* **What is being asked**:
Make an exact copy of the data below, leaving out every picture.

▬▬▬▬▬▬▬▬▬▬

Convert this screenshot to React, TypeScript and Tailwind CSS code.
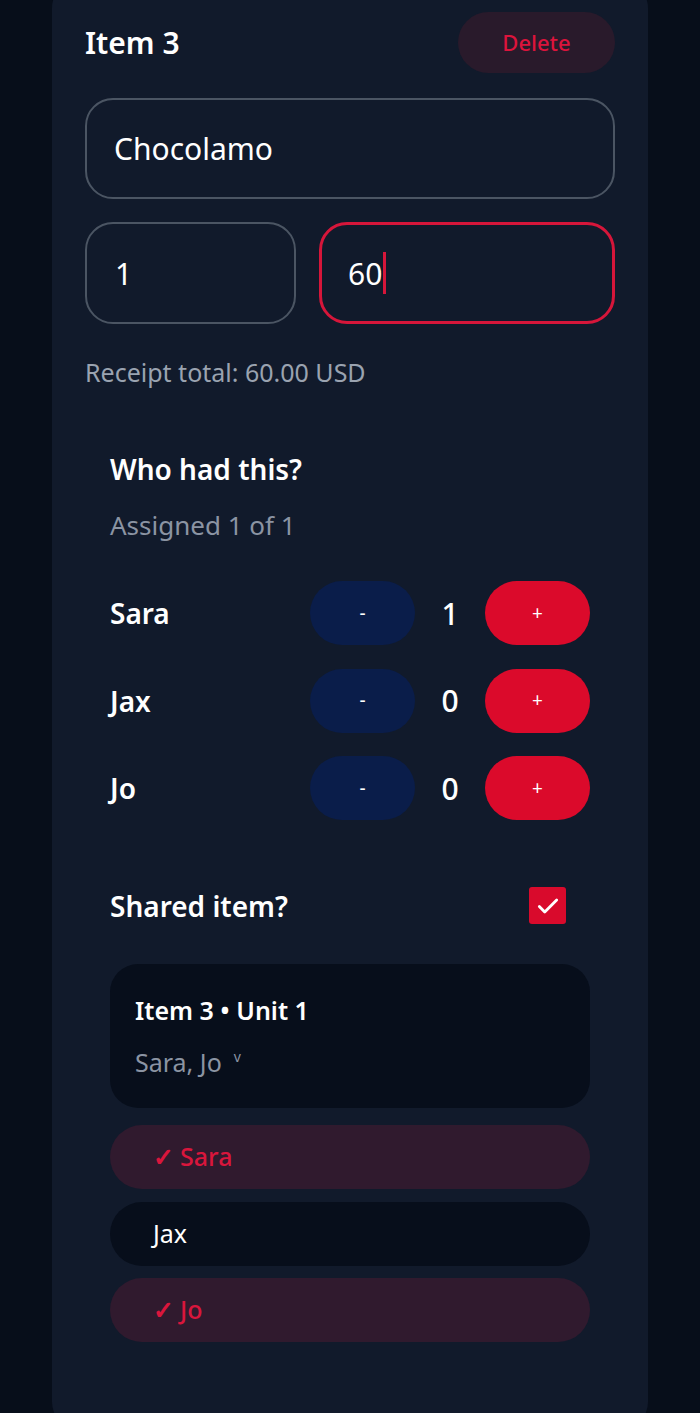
const people = [
  { name: "Sara", count: 1 },
  { name: "Jax", count: 0 },
  { name: "Jo", count: 0 },
];

const unitOptions = [
  { name: "Sara", selected: true },
  { name: "Jax", selected: false },
  { name: "Jo", selected: true },
];

export default function App() {
  return (
    <div
      className="h-[1413px] overflow-hidden bg-[#070e1a] px-[52px]"
      style={{ fontFamily: '"Noto Sans", "Open Sans", sans-serif' }}
    >
      <div className="-mt-[20px] h-[1450px] rounded-[28px] bg-[#111a2b] px-[33px] pt-[32px]">
        {/* Header */}
        <div className="flex h-[61px] items-center justify-between">
          <h2 className="text-[30px] font-semibold leading-[40px] text-white">Item 3</h2>
          <button className="flex h-[61px] w-[157px] items-center justify-center rounded-full bg-[#291a2b] text-[22px] font-medium text-[#dc143c]">
            Delete
          </button>
        </div>

        {/* Name */}
        <div className="mt-[25px] flex h-[101px] items-center rounded-[28px] border-2 border-[#4b5563] px-[27px] text-[30px] text-white">
          Chocolamo
        </div>

        {/* Qty + price */}
        <div className="mt-[23px] flex h-[102px] gap-[23px]">
          <div className="flex w-[211px] items-center rounded-[28px] border-2 border-[#4b5563] px-[28px] text-[30px] text-white">
            1
          </div>
          <div className="flex flex-1 items-center rounded-[28px] border-[3px] border-[#d6163a] px-[26px] text-[30px] text-white">
            60
            <span className="ml-[1px] h-[42px] w-[3px] bg-[#d6163a]" />
          </div>
        </div>

        <p className="mt-[33px] text-[25px] leading-[30px] text-[#9aa3b0]">
          Receipt total: 60.00 USD
        </p>

        {/* Assignment */}
        <div className="px-[25px]">
          <h3 className="mt-[65px] text-[28px] font-semibold leading-[34px] text-white">
            Who had this?
          </h3>
          <p className="mt-[24px] text-[26px] leading-[30px] text-[#8b94a3]">
            Assigned 1 of 1
          </p>

          <div className="mt-[41px] flex flex-col gap-[23.5px]">
            {people.map((p) => (
              <div key={p.name} className="flex h-[64px] items-center justify-between">
                <span className="text-[28px] font-semibold text-white">{p.name}</span>
                <div className="flex items-center">
                  <button className="flex h-[64px] w-[105px] items-center justify-center rounded-full bg-[#0a1d4a] text-[19px] text-white">
                    -
                  </button>
                  <span className="w-[70px] text-center text-[30px] font-medium text-white">
                    {p.count}
                  </span>
                  <button className="flex h-[64px] w-[105px] items-center justify-center rounded-full bg-[#db0a2b] text-[19px] text-white">
                    +
                  </button>
                </div>
              </div>
            ))}
          </div>

          {/* Shared */}
          <div className="mt-[67px] flex h-[37px] items-center justify-between">
            <span className="text-[28px] font-semibold text-white">Shared item?</span>
            <span className="mr-[24px] flex h-[37px] w-[37px] items-center justify-center rounded-[3px] bg-[#d90a2c]">
              <svg width="26" height="26" viewBox="0 0 24 24" fill="none">
                <path d="M4 12.5l5 5L20 6.5" stroke="white" strokeWidth="2.6" strokeLinecap="round" strokeLinejoin="round" />
              </svg>
            </span>
          </div>

          <div className="mt-[40px] h-[144px] rounded-[28px] bg-[#070e1b] px-[25px] pt-[31px]">
            <p className="text-[25px] font-semibold leading-[30px] text-white">Item 3 • Unit 1</p>
            <p className="mt-[22px] flex items-start text-[25px] leading-[30px] text-[#8b94a3]">
              Sara, Jo
              <span className="ml-[12px] text-[14px] leading-[20px]">v</span>
            </p>
          </div>

          <div className="mt-[17px] flex flex-col gap-[12.5px]">
            {unitOptions.map((o) =>
              o.selected ? (
                <div
                  key={o.name}
                  className="flex h-[64px] items-center rounded-full bg-[#301a2e] pl-[43px] text-[25px] font-medium text-[#d9163c]"
                >
                  <span className="mr-[6px] font-bold">✓</span>
                  {o.name}
                </div>
              ) : (
                <div
                  key={o.name}
                  className="flex h-[64px] items-center rounded-full bg-[#070e1b] pl-[43px] text-[25px] text-white"
                >
                  {o.name}
                </div>
              )
            )}
          </div>
        </div>
      </div>
    </div>
  );
}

▬▬▬▬▬▬▬▬▬▬

* **Response to the task**:
Convert this screenshot to React, TypeScript and Tailwind CSS code.
const people = [
  { name: "Sara", count: 1 },
  { name: "Jax", count: 0 },
  { name: "Jo", count: 0 },
];

const unitOptions = [
  { name: "Sara", selected: true },
  { name: "Jax", selected: false },
  { name: "Jo", selected: true },
];

export default function App() {
  return (
    <div
      className="h-[1413px] overflow-hidden bg-[#070e1a] px-[52px]"
      style={{ fontFamily: '"Noto Sans", "Open Sans", sans-serif' }}
    >
      <div className="-mt-[20px] h-[1450px] rounded-[28px] bg-[#111a2b] px-[33px] pt-[32px]">
        {/* Header */}
        <div className="flex h-[61px] items-center justify-between">
          <h2 className="text-[30px] font-semibold leading-[40px] text-white">Item 3</h2>
          <button className="flex h-[61px] w-[157px] items-center justify-center rounded-full bg-[#291a2b] text-[22px] font-medium text-[#dc143c]">
            Delete
          </button>
        </div>

        {/* Name */}
        <div className="mt-[25px] flex h-[101px] items-center rounded-[28px] border-2 border-[#4b5563] px-[27px] text-[30px] text-white">
          Chocolamo
        </div>

        {/* Qty + price */}
        <div className="mt-[23px] flex h-[102px] gap-[23px]">
          <div className="flex w-[211px] items-center rounded-[28px] border-2 border-[#4b5563] px-[28px] text-[30px] text-white">
            1
          </div>
          <div className="flex flex-1 items-center rounded-[28px] border-[3px] border-[#d6163a] px-[26px] text-[30px] text-white">
            60
            <span className="ml-[1px] h-[42px] w-[3px] bg-[#d6163a]" />
          </div>
        </div>

        <p className="mt-[33px] text-[25px] leading-[30px] text-[#9aa3b0]">
          Receipt total: 60.00 USD
        </p>

        {/* Assignment */}
        <div className="px-[25px]">
          <h3 className="mt-[65px] text-[28px] font-semibold leading-[34px] text-white">
            Who had this?
          </h3>
          <p className="mt-[24px] text-[26px] leading-[30px] text-[#8b94a3]">
            Assigned 1 of 1
          </p>

          <div className="mt-[41px] flex flex-col gap-[23.5px]">
            {people.map((p) => (
              <div key={p.name} className="flex h-[64px] items-center justify-between">
                <span className="text-[28px] font-semibold text-white">{p.name}</span>
                <div className="flex items-center">
                  <button className="flex h-[64px] w-[105px] items-center justify-center rounded-full bg-[#0a1d4a] text-[19px] text-white">
                    -
                  </button>
                  <span className="w-[70px] text-center text-[30px] font-medium text-white">
                    {p.count}
                  </span>
                  <button className="flex h-[64px] w-[105px] items-center justify-center rounded-full bg-[#db0a2b] text-[19px] text-white">
                    +
                  </button>
                </div>
              </div>
            ))}
          </div>

          {/* Shared */}
          <div className="mt-[67px] flex h-[37px] items-center justify-between">
            <span className="text-[28px] font-semibold text-white">Shared item?</span>
            <span className="mr-[24px] flex h-[37px] w-[37px] items-center justify-center rounded-[3px] bg-[#d90a2c]">
              <svg width="26" height="26" viewBox="0 0 24 24" fill="none">
                <path d="M4 12.5l5 5L20 6.5" stroke="white" strokeWidth="2.6" strokeLinecap="round" strokeLinejoin="round" />
              </svg>
            </span>
          </div>

          <div className="mt-[40px] h-[144px] rounded-[28px] bg-[#070e1b] px-[25px] pt-[31px]">
            <p className="text-[25px] font-semibold leading-[30px] text-white">Item 3 • Unit 1</p>
            <p className="mt-[22px] flex items-start text-[25px] leading-[30px] text-[#8b94a3]">
              Sara, Jo
              <span className="ml-[12px] text-[14px] leading-[20px]">v</span>
            </p>
          </div>

          <div className="mt-[17px] flex flex-col gap-[12.5px]">
            {unitOptions.map((o) =>
              o.selected ? (
                <div
                  key={o.name}
                  className="flex h-[64px] items-center rounded-full bg-[#301a2e] pl-[43px] text-[25px] font-medium text-[#d9163c]"
                >
                  <span className="mr-[6px] font-bold">✓</span>
                  {o.name}
                </div>
              ) : (
                <div
                  key={o.name}
                  className="flex h-[64px] items-center rounded-full bg-[#070e1b] pl-[43px] text-[25px] text-white"
                >
                  {o.name}
                </div>
              )
            )}
          </div>
        </div>
      </div>
    </div>
  );
}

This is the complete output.